━━ EXCERPTED DATA

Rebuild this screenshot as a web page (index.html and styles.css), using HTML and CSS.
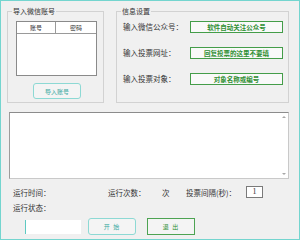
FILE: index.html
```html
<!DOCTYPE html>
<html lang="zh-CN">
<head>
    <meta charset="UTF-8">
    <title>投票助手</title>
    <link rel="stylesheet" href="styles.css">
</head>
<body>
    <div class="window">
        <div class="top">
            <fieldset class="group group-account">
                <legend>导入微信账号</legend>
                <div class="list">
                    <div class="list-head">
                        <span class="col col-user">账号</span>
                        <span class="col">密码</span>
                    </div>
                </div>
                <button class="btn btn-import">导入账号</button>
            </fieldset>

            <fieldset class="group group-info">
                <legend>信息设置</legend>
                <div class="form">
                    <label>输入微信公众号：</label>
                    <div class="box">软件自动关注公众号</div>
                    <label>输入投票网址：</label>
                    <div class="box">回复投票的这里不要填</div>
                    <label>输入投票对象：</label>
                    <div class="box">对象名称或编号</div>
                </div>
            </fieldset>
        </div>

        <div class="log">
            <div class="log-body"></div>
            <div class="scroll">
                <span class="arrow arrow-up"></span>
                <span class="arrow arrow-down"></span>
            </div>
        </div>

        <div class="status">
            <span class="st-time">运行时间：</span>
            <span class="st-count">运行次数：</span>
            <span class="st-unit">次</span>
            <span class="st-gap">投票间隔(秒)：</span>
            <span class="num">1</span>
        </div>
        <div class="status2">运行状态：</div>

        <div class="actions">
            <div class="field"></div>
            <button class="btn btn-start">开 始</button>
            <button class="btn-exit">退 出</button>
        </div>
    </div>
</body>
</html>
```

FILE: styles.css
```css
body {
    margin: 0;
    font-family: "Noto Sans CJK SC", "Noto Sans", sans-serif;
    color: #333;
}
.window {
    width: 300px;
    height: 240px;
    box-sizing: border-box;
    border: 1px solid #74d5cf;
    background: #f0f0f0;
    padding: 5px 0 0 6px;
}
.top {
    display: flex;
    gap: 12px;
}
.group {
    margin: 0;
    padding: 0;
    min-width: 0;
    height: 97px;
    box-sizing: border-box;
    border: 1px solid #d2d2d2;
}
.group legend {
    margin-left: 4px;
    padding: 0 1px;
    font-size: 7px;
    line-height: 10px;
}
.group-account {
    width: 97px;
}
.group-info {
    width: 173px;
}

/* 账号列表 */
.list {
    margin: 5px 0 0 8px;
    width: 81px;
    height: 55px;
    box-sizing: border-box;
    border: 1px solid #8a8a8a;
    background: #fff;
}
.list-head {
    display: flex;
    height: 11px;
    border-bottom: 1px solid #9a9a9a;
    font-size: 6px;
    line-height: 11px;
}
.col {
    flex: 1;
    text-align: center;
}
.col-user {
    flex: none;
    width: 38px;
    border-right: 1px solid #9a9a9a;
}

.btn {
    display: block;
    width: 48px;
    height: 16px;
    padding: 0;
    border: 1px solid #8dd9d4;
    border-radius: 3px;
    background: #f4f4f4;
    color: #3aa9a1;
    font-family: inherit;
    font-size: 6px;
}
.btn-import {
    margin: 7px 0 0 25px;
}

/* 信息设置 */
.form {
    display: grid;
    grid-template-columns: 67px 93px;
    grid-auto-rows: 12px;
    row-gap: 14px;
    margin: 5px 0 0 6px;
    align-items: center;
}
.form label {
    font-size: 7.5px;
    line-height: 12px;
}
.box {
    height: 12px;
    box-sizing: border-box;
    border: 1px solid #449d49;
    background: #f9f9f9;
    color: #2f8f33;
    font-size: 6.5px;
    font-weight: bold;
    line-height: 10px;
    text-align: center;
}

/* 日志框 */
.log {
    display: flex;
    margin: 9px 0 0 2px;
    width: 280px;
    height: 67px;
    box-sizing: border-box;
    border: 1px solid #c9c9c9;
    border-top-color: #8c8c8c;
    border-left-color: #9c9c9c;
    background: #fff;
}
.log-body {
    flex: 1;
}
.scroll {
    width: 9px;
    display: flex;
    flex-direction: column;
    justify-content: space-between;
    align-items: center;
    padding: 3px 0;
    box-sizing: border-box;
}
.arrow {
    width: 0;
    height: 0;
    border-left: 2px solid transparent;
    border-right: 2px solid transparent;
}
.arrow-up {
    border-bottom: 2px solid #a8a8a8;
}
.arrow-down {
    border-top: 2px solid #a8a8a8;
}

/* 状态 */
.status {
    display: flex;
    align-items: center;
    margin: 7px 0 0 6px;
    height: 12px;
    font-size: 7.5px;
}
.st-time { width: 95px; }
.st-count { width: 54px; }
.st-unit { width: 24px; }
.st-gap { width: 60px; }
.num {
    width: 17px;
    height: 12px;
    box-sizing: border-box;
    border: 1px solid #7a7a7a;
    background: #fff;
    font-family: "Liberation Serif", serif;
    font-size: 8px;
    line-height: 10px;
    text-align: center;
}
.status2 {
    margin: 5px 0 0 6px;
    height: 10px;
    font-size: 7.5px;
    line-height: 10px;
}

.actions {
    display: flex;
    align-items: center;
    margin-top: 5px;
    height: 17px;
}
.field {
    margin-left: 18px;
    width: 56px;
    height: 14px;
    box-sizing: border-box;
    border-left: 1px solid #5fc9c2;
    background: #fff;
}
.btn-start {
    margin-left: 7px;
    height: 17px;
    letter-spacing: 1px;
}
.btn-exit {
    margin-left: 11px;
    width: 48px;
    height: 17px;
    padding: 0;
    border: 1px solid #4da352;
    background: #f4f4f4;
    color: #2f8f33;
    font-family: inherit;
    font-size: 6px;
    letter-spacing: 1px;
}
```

━━━━
━━ EXCERPTED DATA

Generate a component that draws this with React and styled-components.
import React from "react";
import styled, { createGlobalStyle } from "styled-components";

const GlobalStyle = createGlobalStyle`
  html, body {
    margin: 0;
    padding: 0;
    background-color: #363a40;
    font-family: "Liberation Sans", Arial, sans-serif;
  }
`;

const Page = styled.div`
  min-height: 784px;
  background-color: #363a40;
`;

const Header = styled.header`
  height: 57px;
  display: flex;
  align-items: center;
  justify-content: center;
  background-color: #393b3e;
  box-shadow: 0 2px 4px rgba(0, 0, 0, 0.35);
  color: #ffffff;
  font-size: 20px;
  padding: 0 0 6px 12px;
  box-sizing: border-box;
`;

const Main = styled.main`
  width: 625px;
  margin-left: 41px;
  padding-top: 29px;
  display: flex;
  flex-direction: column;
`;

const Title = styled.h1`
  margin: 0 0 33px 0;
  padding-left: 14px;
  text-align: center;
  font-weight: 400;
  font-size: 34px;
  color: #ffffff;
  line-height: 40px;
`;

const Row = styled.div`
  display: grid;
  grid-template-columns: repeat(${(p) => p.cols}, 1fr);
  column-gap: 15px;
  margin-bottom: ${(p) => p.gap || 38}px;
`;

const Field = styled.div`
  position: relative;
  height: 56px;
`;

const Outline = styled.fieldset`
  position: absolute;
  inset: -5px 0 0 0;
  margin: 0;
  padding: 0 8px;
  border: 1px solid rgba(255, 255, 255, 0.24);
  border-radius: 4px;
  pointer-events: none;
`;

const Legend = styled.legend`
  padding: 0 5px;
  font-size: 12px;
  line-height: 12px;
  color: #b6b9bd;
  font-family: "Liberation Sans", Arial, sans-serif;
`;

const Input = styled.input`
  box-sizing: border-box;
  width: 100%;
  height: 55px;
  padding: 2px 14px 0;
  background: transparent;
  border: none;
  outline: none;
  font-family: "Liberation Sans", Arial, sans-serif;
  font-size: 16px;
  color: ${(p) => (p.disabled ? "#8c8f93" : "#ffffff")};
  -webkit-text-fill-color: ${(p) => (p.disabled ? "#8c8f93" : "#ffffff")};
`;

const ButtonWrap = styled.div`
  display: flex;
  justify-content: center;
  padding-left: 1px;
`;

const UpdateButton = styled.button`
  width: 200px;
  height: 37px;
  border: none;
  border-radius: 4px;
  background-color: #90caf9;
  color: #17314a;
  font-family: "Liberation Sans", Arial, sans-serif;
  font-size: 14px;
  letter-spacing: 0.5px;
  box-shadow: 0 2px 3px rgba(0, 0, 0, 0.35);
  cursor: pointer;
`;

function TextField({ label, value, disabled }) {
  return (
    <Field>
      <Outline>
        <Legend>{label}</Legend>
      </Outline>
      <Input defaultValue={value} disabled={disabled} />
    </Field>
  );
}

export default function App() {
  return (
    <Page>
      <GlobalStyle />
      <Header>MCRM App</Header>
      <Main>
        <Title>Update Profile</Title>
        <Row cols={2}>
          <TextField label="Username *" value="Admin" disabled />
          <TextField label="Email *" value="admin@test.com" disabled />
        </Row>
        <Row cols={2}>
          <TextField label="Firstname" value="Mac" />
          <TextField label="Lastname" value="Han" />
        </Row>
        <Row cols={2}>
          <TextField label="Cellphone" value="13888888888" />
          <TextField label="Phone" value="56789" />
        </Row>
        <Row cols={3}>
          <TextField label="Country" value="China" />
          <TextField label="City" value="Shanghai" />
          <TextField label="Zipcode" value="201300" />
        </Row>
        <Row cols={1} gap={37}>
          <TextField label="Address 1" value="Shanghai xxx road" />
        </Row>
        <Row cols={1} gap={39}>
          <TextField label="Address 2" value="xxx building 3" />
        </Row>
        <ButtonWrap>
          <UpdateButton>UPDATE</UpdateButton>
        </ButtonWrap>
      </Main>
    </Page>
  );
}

━━━━

Return a copy of every line that includes the word "index".

Rebuild this screenshot as a web page (index.html and styles.css), using HTML and CSS.
FILE: index.html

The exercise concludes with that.